_Challenge_: Reproduce, character for character, the lines below from the first through the one with "['pl-[3px]', 'pl-[13px]', 'pl-[23px]', 'pl-[33px]'];". Leave pictures out.

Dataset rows

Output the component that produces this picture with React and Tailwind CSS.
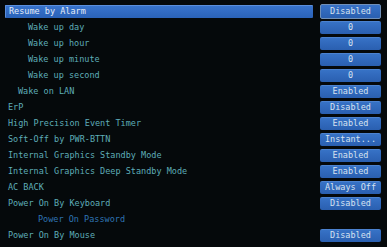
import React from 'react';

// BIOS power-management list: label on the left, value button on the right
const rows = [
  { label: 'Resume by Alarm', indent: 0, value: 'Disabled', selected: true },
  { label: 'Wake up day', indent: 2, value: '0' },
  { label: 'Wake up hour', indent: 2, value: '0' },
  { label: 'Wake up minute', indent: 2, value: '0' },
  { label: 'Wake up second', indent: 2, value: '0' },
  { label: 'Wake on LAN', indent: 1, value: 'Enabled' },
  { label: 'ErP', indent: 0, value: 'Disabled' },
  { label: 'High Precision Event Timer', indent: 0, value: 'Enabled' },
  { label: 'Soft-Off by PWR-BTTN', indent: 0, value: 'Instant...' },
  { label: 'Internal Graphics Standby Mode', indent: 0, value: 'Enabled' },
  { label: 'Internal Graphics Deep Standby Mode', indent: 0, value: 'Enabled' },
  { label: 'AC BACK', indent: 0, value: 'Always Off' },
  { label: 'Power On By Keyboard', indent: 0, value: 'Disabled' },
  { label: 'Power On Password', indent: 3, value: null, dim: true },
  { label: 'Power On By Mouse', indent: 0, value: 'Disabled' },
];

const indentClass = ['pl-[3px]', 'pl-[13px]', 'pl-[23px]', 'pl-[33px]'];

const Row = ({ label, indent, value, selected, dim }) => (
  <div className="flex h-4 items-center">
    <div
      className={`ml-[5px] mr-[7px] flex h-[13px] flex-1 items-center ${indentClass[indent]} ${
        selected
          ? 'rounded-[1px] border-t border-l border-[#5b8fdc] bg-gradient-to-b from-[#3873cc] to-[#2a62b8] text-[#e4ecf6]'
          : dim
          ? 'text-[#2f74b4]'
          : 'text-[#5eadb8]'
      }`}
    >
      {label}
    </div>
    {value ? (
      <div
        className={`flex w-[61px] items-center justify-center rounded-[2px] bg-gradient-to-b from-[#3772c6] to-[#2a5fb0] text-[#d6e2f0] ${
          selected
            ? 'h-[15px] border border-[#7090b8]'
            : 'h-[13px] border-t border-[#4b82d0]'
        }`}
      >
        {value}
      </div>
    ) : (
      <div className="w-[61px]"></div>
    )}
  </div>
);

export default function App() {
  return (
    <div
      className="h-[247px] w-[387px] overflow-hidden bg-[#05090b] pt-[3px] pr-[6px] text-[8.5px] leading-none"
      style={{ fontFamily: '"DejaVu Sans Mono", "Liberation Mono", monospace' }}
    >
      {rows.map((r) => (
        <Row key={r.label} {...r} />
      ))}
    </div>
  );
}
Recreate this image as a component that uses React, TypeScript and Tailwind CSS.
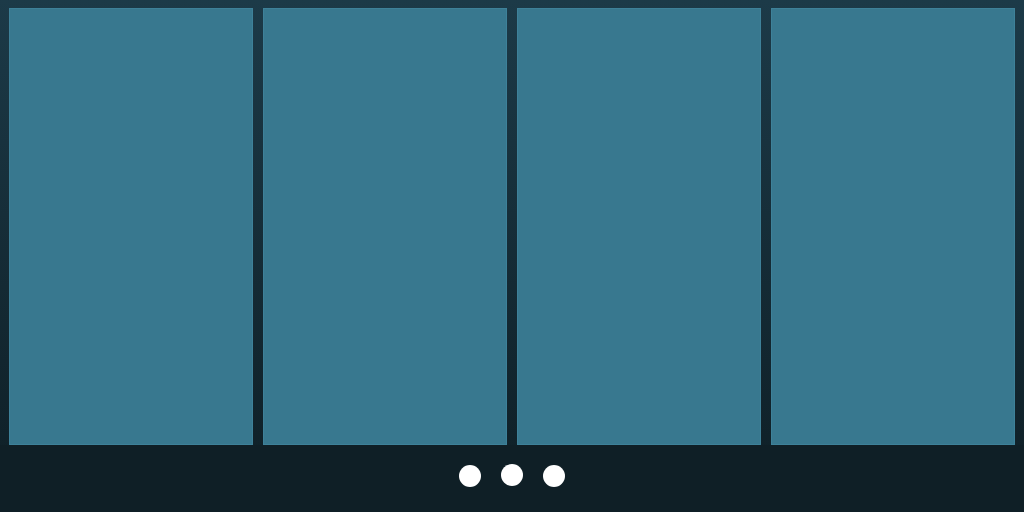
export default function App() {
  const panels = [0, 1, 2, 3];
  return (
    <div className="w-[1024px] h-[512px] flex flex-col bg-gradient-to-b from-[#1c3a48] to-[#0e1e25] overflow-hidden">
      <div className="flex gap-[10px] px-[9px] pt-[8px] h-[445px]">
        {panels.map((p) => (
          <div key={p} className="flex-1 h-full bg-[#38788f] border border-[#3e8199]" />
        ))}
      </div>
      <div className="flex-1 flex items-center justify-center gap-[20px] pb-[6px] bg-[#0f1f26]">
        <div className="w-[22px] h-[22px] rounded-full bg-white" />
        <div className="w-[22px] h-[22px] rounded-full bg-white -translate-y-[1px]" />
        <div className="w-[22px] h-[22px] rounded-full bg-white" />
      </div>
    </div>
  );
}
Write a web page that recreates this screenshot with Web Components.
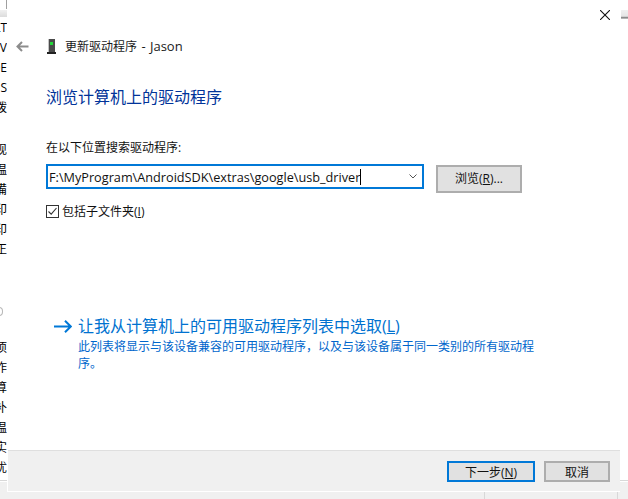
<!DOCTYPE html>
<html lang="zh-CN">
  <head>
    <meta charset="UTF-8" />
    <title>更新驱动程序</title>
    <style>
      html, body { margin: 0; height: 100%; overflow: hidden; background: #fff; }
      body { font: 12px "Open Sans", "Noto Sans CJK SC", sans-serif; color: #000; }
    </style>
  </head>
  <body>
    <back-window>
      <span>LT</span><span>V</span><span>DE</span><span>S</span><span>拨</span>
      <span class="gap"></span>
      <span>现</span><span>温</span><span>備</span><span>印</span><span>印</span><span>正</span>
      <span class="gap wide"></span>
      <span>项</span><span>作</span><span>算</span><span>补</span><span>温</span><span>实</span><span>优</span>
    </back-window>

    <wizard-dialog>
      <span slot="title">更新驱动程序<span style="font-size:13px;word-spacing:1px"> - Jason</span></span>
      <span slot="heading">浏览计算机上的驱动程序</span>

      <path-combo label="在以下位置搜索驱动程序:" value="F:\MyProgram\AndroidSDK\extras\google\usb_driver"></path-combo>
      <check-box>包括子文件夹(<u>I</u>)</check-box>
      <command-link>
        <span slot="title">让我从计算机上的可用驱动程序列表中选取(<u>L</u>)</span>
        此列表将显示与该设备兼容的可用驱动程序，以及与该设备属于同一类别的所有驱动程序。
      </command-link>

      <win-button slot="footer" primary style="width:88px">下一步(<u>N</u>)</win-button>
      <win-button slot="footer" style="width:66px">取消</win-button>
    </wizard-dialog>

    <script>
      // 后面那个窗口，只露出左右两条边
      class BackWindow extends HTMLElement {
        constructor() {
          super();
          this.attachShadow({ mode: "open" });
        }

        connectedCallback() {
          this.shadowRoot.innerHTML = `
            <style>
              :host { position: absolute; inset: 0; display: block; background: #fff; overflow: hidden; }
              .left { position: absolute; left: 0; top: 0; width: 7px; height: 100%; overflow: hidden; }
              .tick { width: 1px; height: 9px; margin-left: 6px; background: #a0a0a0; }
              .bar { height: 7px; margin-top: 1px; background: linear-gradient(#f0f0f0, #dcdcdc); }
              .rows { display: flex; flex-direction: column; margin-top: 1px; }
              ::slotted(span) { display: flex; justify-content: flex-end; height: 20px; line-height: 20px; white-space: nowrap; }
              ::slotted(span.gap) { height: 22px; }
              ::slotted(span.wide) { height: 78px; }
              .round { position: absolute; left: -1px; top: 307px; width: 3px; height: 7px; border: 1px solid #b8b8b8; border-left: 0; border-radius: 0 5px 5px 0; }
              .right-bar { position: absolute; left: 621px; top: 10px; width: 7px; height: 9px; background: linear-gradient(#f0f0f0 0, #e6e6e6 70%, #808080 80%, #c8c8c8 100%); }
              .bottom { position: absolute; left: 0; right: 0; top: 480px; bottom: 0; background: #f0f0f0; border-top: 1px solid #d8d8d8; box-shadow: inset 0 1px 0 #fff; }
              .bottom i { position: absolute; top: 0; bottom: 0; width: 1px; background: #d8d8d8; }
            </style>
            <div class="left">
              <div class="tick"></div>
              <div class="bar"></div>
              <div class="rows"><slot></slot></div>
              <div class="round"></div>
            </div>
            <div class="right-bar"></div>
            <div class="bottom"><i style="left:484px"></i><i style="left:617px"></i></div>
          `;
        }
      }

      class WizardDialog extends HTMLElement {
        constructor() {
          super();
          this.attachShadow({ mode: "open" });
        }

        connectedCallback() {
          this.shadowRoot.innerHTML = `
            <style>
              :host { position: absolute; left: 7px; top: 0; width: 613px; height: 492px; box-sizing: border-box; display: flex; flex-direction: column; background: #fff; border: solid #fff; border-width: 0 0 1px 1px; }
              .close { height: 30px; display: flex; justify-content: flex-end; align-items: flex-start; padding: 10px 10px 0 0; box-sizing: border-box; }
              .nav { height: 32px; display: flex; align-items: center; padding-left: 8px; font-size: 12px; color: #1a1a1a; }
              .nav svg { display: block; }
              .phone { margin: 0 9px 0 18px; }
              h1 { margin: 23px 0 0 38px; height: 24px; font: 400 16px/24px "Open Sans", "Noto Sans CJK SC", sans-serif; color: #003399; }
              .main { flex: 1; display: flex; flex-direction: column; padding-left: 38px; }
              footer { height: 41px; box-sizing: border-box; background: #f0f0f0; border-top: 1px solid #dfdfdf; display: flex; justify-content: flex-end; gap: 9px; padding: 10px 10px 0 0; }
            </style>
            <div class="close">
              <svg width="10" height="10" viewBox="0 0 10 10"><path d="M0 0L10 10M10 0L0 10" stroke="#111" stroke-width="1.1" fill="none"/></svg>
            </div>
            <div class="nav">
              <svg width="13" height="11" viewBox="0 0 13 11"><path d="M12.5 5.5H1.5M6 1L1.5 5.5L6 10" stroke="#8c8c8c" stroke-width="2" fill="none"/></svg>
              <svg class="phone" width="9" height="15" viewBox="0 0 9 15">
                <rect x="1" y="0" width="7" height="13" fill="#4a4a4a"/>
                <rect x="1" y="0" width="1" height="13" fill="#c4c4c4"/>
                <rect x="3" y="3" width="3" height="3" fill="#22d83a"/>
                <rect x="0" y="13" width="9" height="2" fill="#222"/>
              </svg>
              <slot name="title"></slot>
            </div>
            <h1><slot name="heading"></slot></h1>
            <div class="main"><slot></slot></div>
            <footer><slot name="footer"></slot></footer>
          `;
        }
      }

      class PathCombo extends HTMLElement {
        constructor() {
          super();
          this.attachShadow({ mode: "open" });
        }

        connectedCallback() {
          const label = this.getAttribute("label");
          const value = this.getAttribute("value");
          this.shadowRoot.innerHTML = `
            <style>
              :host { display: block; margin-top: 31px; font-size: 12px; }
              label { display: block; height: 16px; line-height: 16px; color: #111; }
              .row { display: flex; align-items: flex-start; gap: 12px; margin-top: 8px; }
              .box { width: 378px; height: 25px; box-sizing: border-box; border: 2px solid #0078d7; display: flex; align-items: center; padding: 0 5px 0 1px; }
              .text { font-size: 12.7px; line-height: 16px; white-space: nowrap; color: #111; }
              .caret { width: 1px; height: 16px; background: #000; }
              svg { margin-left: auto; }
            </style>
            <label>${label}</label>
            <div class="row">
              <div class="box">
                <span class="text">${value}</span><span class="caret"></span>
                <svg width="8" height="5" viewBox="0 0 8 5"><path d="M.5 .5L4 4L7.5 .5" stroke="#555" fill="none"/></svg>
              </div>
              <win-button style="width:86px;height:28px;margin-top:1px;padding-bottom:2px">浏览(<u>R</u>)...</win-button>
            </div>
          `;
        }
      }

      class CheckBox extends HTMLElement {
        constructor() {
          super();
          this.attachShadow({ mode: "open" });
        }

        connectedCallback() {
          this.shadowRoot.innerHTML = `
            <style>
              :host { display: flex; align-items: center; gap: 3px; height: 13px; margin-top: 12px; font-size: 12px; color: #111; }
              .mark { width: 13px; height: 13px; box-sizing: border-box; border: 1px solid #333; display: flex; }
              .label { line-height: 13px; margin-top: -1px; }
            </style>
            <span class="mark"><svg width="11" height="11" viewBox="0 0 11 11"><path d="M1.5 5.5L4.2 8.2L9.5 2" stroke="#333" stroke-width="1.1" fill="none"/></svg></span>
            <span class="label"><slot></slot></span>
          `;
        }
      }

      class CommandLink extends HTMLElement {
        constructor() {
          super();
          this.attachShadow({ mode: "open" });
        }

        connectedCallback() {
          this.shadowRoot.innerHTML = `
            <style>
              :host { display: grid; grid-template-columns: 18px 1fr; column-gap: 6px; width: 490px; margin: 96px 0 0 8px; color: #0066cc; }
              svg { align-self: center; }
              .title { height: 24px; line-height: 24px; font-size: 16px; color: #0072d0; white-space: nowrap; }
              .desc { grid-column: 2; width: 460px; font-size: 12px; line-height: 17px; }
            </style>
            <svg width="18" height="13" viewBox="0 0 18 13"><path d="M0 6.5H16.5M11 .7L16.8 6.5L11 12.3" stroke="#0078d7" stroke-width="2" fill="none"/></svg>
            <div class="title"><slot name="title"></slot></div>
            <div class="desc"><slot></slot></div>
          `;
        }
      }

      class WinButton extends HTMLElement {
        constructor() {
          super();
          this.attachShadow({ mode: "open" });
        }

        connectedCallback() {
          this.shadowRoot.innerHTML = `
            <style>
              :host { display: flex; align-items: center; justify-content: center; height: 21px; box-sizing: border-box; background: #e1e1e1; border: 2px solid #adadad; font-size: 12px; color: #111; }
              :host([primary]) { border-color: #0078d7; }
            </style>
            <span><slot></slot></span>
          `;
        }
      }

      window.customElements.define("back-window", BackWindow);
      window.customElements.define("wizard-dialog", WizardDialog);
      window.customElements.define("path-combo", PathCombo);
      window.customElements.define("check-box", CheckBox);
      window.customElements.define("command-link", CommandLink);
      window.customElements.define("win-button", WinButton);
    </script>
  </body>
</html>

_Solution_:
Output the component that produces this picture with React and Tailwind CSS.
import React from 'react';

// BIOS power-management list: label on the left, value button on the right
const rows = [
  { label: 'Resume by Alarm', indent: 0, value: 'Disabled', selected: true },
  { label: 'Wake up day', indent: 2, value: '0' },
  { label: 'Wake up hour', indent: 2, value: '0' },
  { label: 'Wake up minute', indent: 2, value: '0' },
  { label: 'Wake up second', indent: 2, value: '0' },
  { label: 'Wake on LAN', indent: 1, value: 'Enabled' },
  { label: 'ErP', indent: 0, value: 'Disabled' },
  { label: 'High Precision Event Timer', indent: 0, value: 'Enabled' },
  { label: 'Soft-Off by PWR-BTTN', indent: 0, value: 'Instant...' },
  { label: 'Internal Graphics Standby Mode', indent: 0, value: 'Enabled' },
  { label: 'Internal Graphics Deep Standby Mode', indent: 0, value: 'Enabled' },
  { label: 'AC BACK', indent: 0, value: 'Always Off' },
  { label: 'Power On By Keyboard', indent: 0, value: 'Disabled' },
  { label: 'Power On Password', indent: 3, value: null, dim: true },
  { label: 'Power On By Mouse', indent: 0, value: 'Disabled' },
];

const indentClass = ['pl-[3px]', 'pl-[13px]', 'pl-[23px]', 'pl-[33px]'];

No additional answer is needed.